#### Exercise:
Reproduce every line of the listing as written, apart from the pictures.

#### Data segment:
============
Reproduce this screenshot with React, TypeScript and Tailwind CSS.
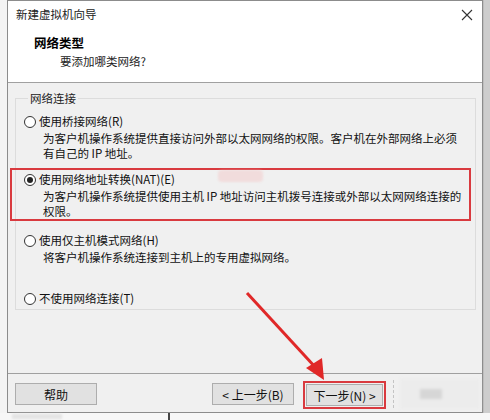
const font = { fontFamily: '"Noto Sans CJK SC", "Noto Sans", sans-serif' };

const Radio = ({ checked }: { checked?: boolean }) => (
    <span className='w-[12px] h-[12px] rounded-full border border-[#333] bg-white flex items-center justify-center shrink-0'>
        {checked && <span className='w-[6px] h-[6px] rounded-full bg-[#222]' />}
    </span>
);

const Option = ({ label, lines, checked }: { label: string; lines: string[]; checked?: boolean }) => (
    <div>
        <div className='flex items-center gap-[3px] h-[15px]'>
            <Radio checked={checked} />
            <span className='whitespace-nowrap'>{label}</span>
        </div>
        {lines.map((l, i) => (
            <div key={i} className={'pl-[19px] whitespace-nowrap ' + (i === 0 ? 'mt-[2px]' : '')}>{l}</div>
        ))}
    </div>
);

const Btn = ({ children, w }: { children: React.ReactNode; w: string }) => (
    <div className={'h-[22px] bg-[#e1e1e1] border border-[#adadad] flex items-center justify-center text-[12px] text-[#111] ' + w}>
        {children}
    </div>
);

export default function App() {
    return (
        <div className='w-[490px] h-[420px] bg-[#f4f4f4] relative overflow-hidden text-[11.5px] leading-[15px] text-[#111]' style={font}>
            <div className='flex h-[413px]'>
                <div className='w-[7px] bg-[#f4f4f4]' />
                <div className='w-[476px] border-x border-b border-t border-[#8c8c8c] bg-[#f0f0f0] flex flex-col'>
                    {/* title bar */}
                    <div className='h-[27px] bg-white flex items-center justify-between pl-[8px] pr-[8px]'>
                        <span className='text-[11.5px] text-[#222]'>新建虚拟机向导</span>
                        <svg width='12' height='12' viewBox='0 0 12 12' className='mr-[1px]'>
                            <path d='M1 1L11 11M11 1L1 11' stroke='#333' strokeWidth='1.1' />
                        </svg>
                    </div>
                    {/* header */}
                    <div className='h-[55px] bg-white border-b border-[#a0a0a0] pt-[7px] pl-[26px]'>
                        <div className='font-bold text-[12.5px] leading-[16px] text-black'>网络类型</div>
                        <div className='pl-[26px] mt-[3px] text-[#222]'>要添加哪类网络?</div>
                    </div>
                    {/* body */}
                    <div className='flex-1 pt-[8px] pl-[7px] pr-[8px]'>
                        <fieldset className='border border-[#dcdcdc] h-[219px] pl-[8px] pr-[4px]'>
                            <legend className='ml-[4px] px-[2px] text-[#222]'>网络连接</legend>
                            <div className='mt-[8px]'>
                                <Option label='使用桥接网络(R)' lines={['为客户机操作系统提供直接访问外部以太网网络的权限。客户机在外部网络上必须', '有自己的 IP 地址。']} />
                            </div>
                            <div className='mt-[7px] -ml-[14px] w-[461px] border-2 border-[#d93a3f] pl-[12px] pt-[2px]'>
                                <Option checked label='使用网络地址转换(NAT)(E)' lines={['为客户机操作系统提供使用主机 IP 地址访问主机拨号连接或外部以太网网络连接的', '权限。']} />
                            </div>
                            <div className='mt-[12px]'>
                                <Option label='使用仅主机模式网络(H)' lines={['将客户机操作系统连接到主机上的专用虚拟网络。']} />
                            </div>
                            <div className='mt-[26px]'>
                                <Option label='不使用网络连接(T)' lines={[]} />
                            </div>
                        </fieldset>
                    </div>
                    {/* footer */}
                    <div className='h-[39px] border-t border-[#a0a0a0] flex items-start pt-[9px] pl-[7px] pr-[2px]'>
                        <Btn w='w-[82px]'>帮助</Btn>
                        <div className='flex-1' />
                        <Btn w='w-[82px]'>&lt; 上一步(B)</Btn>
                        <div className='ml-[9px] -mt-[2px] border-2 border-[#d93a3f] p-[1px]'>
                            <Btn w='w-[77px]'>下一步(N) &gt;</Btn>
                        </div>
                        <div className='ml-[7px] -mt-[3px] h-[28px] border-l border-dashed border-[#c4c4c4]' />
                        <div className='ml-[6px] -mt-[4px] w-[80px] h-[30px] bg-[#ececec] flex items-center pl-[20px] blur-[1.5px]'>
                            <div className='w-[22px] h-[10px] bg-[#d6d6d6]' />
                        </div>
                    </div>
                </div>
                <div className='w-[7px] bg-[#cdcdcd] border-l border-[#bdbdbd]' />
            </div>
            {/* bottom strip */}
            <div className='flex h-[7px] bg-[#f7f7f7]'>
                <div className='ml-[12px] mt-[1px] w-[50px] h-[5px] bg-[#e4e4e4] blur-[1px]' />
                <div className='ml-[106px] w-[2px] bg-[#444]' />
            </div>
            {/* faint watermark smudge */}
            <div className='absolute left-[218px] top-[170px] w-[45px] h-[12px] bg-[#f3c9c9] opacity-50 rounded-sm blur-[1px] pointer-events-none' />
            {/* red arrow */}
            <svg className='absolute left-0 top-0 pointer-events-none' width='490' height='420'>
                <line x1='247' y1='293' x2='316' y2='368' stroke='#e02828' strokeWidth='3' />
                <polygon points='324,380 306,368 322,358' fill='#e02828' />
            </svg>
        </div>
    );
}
============
#### Task result:
Reproduce this screenshot with React, TypeScript and Tailwind CSS.
const font = { fontFamily: '"Noto Sans CJK SC", "Noto Sans", sans-serif' };

const Radio = ({ checked }: { checked?: boolean }) => (
    <span className='w-[12px] h-[12px] rounded-full border border-[#333] bg-white flex items-center justify-center shrink-0'>
        {checked && <span className='w-[6px] h-[6px] rounded-full bg-[#222]' />}
    </span>
);

const Option = ({ label, lines, checked }: { label: string; lines: string[]; checked?: boolean }) => (
    <div>
        <div className='flex items-center gap-[3px] h-[15px]'>
            <Radio checked={checked} />
            <span className='whitespace-nowrap'>{label}</span>
        </div>
        {lines.map((l, i) => (
            <div key={i} className={'pl-[19px] whitespace-nowrap ' + (i === 0 ? 'mt-[2px]' : '')}>{l}</div>
        ))}
    </div>
);

const Btn = ({ children, w }: { children: React.ReactNode; w: string }) => (
    <div className={'h-[22px] bg-[#e1e1e1] border border-[#adadad] flex items-center justify-center text-[12px] text-[#111] ' + w}>
        {children}
    </div>
);

export default function App() {
    return (
        <div className='w-[490px] h-[420px] bg-[#f4f4f4] relative overflow-hidden text-[11.5px] leading-[15px] text-[#111]' style={font}>
            <div className='flex h-[413px]'>
                <div className='w-[7px] bg-[#f4f4f4]' />
                <div className='w-[476px] border-x border-b border-t border-[#8c8c8c] bg-[#f0f0f0] flex flex-col'>
                    {/* title bar */}
                    <div className='h-[27px] bg-white flex items-center justify-between pl-[8px] pr-[8px]'>
                        <span className='text-[11.5px] text-[#222]'>新建虚拟机向导</span>
                        <svg width='12' height='12' viewBox='0 0 12 12' className='mr-[1px]'>
                            <path d='M1 1L11 11M11 1L1 11' stroke='#333' strokeWidth='1.1' />
                        </svg>
                    </div>
                    {/* header */}
                    <div className='h-[55px] bg-white border-b border-[#a0a0a0] pt-[7px] pl-[26px]'>
                        <div className='font-bold text-[12.5px] leading-[16px] text-black'>网络类型</div>
                        <div className='pl-[26px] mt-[3px] text-[#222]'>要添加哪类网络?</div>
                    </div>
                    {/* body */}
                    <div className='flex-1 pt-[8px] pl-[7px] pr-[8px]'>
                        <fieldset className='border border-[#dcdcdc] h-[219px] pl-[8px] pr-[4px]'>
                            <legend className='ml-[4px] px-[2px] text-[#222]'>网络连接</legend>
                            <div className='mt-[8px]'>
                                <Option label='使用桥接网络(R)' lines={['为客户机操作系统提供直接访问外部以太网网络的权限。客户机在外部网络上必须', '有自己的 IP 地址。']} />
                            </div>
                            <div className='mt-[7px] -ml-[14px] w-[461px] border-2 border-[#d93a3f] pl-[12px] pt-[2px]'>
                                <Option checked label='使用网络地址转换(NAT)(E)' lines={['为客户机操作系统提供使用主机 IP 地址访问主机拨号连接或外部以太网网络连接的', '权限。']} />
                            </div>
                            <div className='mt-[12px]'>
                                <Option label='使用仅主机模式网络(H)' lines={['将客户机操作系统连接到主机上的专用虚拟网络。']} />
                            </div>
                            <div className='mt-[26px]'>
                                <Option label='不使用网络连接(T)' lines={[]} />
                            </div>
                        </fieldset>
                    </div>
                    {/* footer */}
                    <div className='h-[39px] border-t border-[#a0a0a0] flex items-start pt-[9px] pl-[7px] pr-[2px]'>
                        <Btn w='w-[82px]'>帮助</Btn>
                        <div className='flex-1' />
                        <Btn w='w-[82px]'>&lt; 上一步(B)</Btn>
                        <div className='ml-[9px] -mt-[2px] border-2 border-[#d93a3f] p-[1px]'>
                            <Btn w='w-[77px]'>下一步(N) &gt;</Btn>
                        </div>
                        <div className='ml-[7px] -mt-[3px] h-[28px] border-l border-dashed border-[#c4c4c4]' />
                        <div className='ml-[6px] -mt-[4px] w-[80px] h-[30px] bg-[#ececec] flex items-center pl-[20px] blur-[1.5px]'>
                            <div className='w-[22px] h-[10px] bg-[#d6d6d6]' />
                        </div>
                    </div>
                </div>
                <div className='w-[7px] bg-[#cdcdcd] border-l border-[#bdbdbd]' />
            </div>
            {/* bottom strip */}
            <div className='flex h-[7px] bg-[#f7f7f7]'>
                <div className='ml-[12px] mt-[1px] w-[50px] h-[5px] bg-[#e4e4e4] blur-[1px]' />
                <div className='ml-[106px] w-[2px] bg-[#444]' />
            </div>
            {/* faint watermark smudge */}
            <div className='absolute left-[218px] top-[170px] w-[45px] h-[12px] bg-[#f3c9c9] opacity-50 rounded-sm blur-[1px] pointer-events-none' />
            {/* red arrow */}
            <svg className='absolute left-0 top-0 pointer-events-none' width='490' height='420'>
                <line x1='247' y1='293' x2='316' y2='368' stroke='#e02828' strokeWidth='3' />
                <polygon points='324,380 306,368 322,358' fill='#e02828' />
            </svg>
        </div>
    );
}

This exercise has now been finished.